> [EXERCISE]
Copy out each line in the material below that has the word "image".
--- begin SOURCE DATA ---
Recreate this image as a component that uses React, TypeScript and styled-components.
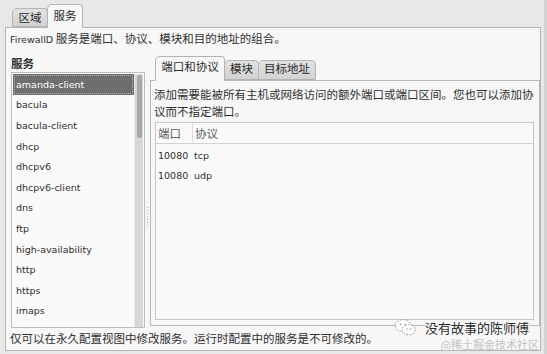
import { FC } from "react";
import styled, { createGlobalStyle } from "styled-components";

const GlobalStyle = createGlobalStyle`
	body {
		margin: 0;
		background-color: #e8e8e8;
		font-family: "Noto Sans CJK SC", "DejaVu Sans", sans-serif;
		color: #2f2f2f;
	}
`;

const Window = styled.div`
	width: 547px;
	height: 354px;
	box-sizing: border-box;
	padding: 0 3px 3px 5px;
	border-right: 3px solid #d2d2d2;

	display: flex;
	flex-direction: column;

	background-color: #e8e8e8;
	overflow: hidden;
	position: relative;
	font-size: 11.5px;
`;

const TabBar = styled.div<{ $indent: number; $height: number }>`
	height: ${p => p.$height}px;
	padding-left: ${p => p.$indent}px;

	display: flex;
	align-items: flex-end;
	flex-shrink: 0;
	position: relative;
	z-index: 1;
`;

const Tab = styled.div<{ $active?: boolean; $width: number; $lift: number; $raise?: number }>`
	width: ${p => p.$width}px;
	height: ${p => p.$lift}px;
	box-sizing: border-box;
	padding-bottom: ${p => p.$raise ?? 0}px;

	display: flex;
	align-items: center;
	justify-content: center;

	background: ${p =>
		p.$active
			? "#f7f7f7"
			: "linear-gradient(#e2e2e2, #d2d2d2)"};
	border: 1px solid #b3b3b3;
	border-bottom: ${p => (p.$active ? "1px solid #f7f7f7" : "1px solid #b3b3b3")};
	border-radius: 5px 4px 0 0;
	margin-bottom: ${p => (p.$active ? -1 : 0)}px;
	margin-left: -1px;
	line-height: 1;
	color: #2b2b2b;
`;

const Page = styled.div`
	flex: 1;
	min-height: 0;
	padding: 2px 3px 3px 4px;

	display: flex;
	flex-direction: column;

	background-color: #f7f7f7;
	border: 1px solid #b5b5b5;
`;

const Line = styled.div<{ $height: number }>`
	height: ${p => p.$height}px;
	line-height: ${p => p.$height}px;
	white-space: nowrap;
`;

const Latin = styled.span`
	font-family: "DejaVu Sans", sans-serif;
	font-size: 9.5px;
`;

const Split = styled.div`
	flex: 1;
	min-height: 0;
	margin-top: 9px;

	display: grid;
	grid-template-columns: 135px 5px 1fr;
`;

const LeftColumn = styled.div`
	display: flex;
	flex-direction: column;
	padding-left: 1px;
`;

const SideLabel = styled.div`
	height: 17px;
	line-height: 17px;
	font-weight: 700;
`;

const ListBox = styled.div`
	height: 256px;
	box-sizing: border-box;
	padding: 1px 1px 0 1px;

	display: flex;

	background-color: #fafafa;
	border: 1px solid #bdbdbd;
	overflow: hidden;
`;

const Rows = styled.div`
	flex: 1;
	overflow: hidden;
`;

const Row = styled.div<{ $selected?: boolean }>`
	height: 20.6px;
	box-sizing: border-box;
	padding-left: 3px;

	display: flex;
	align-items: center;

	font-family: "DejaVu Sans", sans-serif;
	font-size: 9.5px;
	color: ${p => (p.$selected ? "#ffffff" : "#2f2f2f")};
	background-color: ${p => (p.$selected ? "#6e6e6e" : "transparent")};
	outline: ${p => (p.$selected ? "1px dotted #b9b9b9" : "none")};
	outline-offset: -2px;
`;

const Scrollbar = styled.div`
	width: 9px;
	padding: 1px 1px 0 2px;
	box-sizing: border-box;
	background-color: #d7d7d7;
	border-left: 1px solid #e9e9e9;
`;

const Thumb = styled.div`
	height: 63px;
	background-color: #a9a9a9;
	border-radius: 3px;
`;

const Handle = styled.div`
	display: flex;
	align-items: center;
	justify-content: center;
	padding-top: 50px;

	&::before {
		content: "";
		width: 1px;
		height: 20px;
		background-image: linear-gradient(#b0b0b0 50%, transparent 50%);
		background-size: 1px 3px;
	}
`;

const RightColumn = styled.div`
	display: flex;
	flex-direction: column;
	margin-top: -1px;
`;

const InnerPage = styled.div`
	height: 246px;
	box-sizing: border-box;
	padding: 5px 5px 5px 3px;

	display: flex;
	flex-direction: column;

	background-color: #f7f7f7;
	border: 1px solid #b8b8b8;
`;

const Table = styled.div`
	flex: 1;
	margin-top: 2px;
	margin-left: 1px;

	display: flex;
	flex-direction: column;

	background-color: #fafafa;
	border: 1px solid #c6c6c6;
`;

const TableRow = styled.div<{ $header?: boolean }>`
	height: ${p => (p.$header ? 20 : 20.3)}px;
	display: grid;
	grid-template-columns: 36px 1fr;
	align-items: center;

	border-bottom: ${p => (p.$header ? "1px solid #d2d2d2" : "none")};
	margin-bottom: ${p => (p.$header ? 1 : 0)}px;
	color: ${p => (p.$header ? "#5e5e5e" : "#2f2f2f")};
`;

const Cell = styled.div<{ $latin?: boolean; $divider?: boolean }>`
	padding-left: 2px;
	height: 100%;
	display: flex;
	align-items: center;
	font-family: ${p =>
		p.$latin ? '"DejaVu Sans", sans-serif' : '"Noto Sans CJK SC", sans-serif'};
	font-size: ${p => (p.$latin ? 9.5 : 11.5)}px;
	border-left: ${p => (p.$divider ? "1px solid #dedede" : "none")};
`;

const Footer = styled.div`
	height: 18px;
	line-height: 18px;
	margin-top: 1px;
	white-space: nowrap;
`;

const Watermark = styled.div`
	position: absolute;
	right: 15px;
	bottom: 17px;

	display: flex;
	align-items: center;
	gap: 7px;

	font-family: "Noto Sans CJK SC", sans-serif;
	font-size: 13px;
	color: #2a2a2a;
	text-shadow: 0 0 2px #fff, 0 0 2px #fff, 0 0 2px #fff;
`;

const Credit = styled.div`
	position: absolute;
	right: 5px;
	bottom: 2px;

	font-family: "Noto Sans CJK SC", sans-serif;
	font-size: 11px;
	color: #c3c3c3;
`;

const services = [
	"amanda-client",
	"bacula",
	"bacula-client",
	"dhcp",
	"dhcpv6",
	"dhcpv6-client",
	"dns",
	"ftp",
	"high-availability",
	"http",
	"https",
	"imaps",
];

const ports = [
	{ port: "10080", proto: "tcp" },
	{ port: "10080", proto: "udp" },
];

const ChatIcon: FC = () => (
	<svg width="24" height="19" viewBox="0 0 26 20">
		<ellipse cx="10" cy="8" rx="8.5" ry="6.5" fill="#fff" stroke="#9a9a9a" strokeWidth="1" strokeDasharray="2 1.5" />
		<ellipse cx="16" cy="12.5" rx="7" ry="5.5" fill="#fff" stroke="#8a8a8a" strokeWidth="1" strokeDasharray="2 1.5" />
		<circle cx="7" cy="6.5" r="0.9" fill="#8a8a8a" />
		<circle cx="12" cy="6.5" r="0.9" fill="#8a8a8a" />
		<circle cx="14" cy="11.5" r="0.8" fill="#8a8a8a" />
		<circle cx="18" cy="11.5" r="0.8" fill="#8a8a8a" />
	</svg>
);

const App: FC = () => {
	return (
		<Window>
			<GlobalStyle />
			<TabBar $indent={8} $height={27}>
				<Tab $width={36} $lift={19}>区域</Tab>
				<Tab $active $width={36} $lift={24}>服务</Tab>
			</TabBar>
			<Page>
				<Line $height={16}>
					<Latin>FirewallD</Latin> 服务是端口、协议、模块和目的地址的组合。
				</Line>
				<Split>
					<LeftColumn>
						<SideLabel>服务</SideLabel>
						<ListBox>
							<Rows>
								{services.map((name, i) => (
									<Row key={name} $selected={i === 0}>
										{name}
									</Row>
								))}
							</Rows>
							<Scrollbar>
								<Thumb />
							</Scrollbar>
						</ListBox>
					</LeftColumn>
					<Handle />
					<RightColumn>
						<TabBar $indent={6} $height={26}>
							<Tab $active $width={70} $lift={25} $raise={3}>端口和协议</Tab>
							<Tab $width={35} $lift={20} $raise={2}>模块</Tab>
							<Tab $width={58} $lift={20} $raise={2}>目标地址</Tab>
						</TabBar>
						<InnerPage>
							<Line $height={17}>
								添加需要能被所有主机或网络访问的额外端口或端口区间。您也可以添加协
							</Line>
							<Line $height={17}>议而不指定端口。</Line>
							<Table>
								<TableRow $header>
									<Cell>端口</Cell>
									<Cell $divider>协议</Cell>
								</TableRow>
								{ports.map((row, i) => (
									<TableRow key={i}>
										<Cell $latin>{row.port}</Cell>
										<Cell $latin>{row.proto}</Cell>
									</TableRow>
								))}
							</Table>
						</InnerPage>
					</RightColumn>
				</Split>
				<Footer>仅可以在永久配置视图中修改服务。运行时配置中的服务是不可修改的。</Footer>
			</Page>
			<Watermark>
				<ChatIcon />
				没有故事的陈师傅
			</Watermark>
			<Credit>@稀土掘金技术社区</Credit>
		</Window>
	);
};

export default App;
--- end SOURCE DATA ---
> [SOLUTION]
Recreate this image as a component that uses React, TypeScript and styled-components.
		background-image: linear-gradient(#b0b0b0 50%, transparent 50%);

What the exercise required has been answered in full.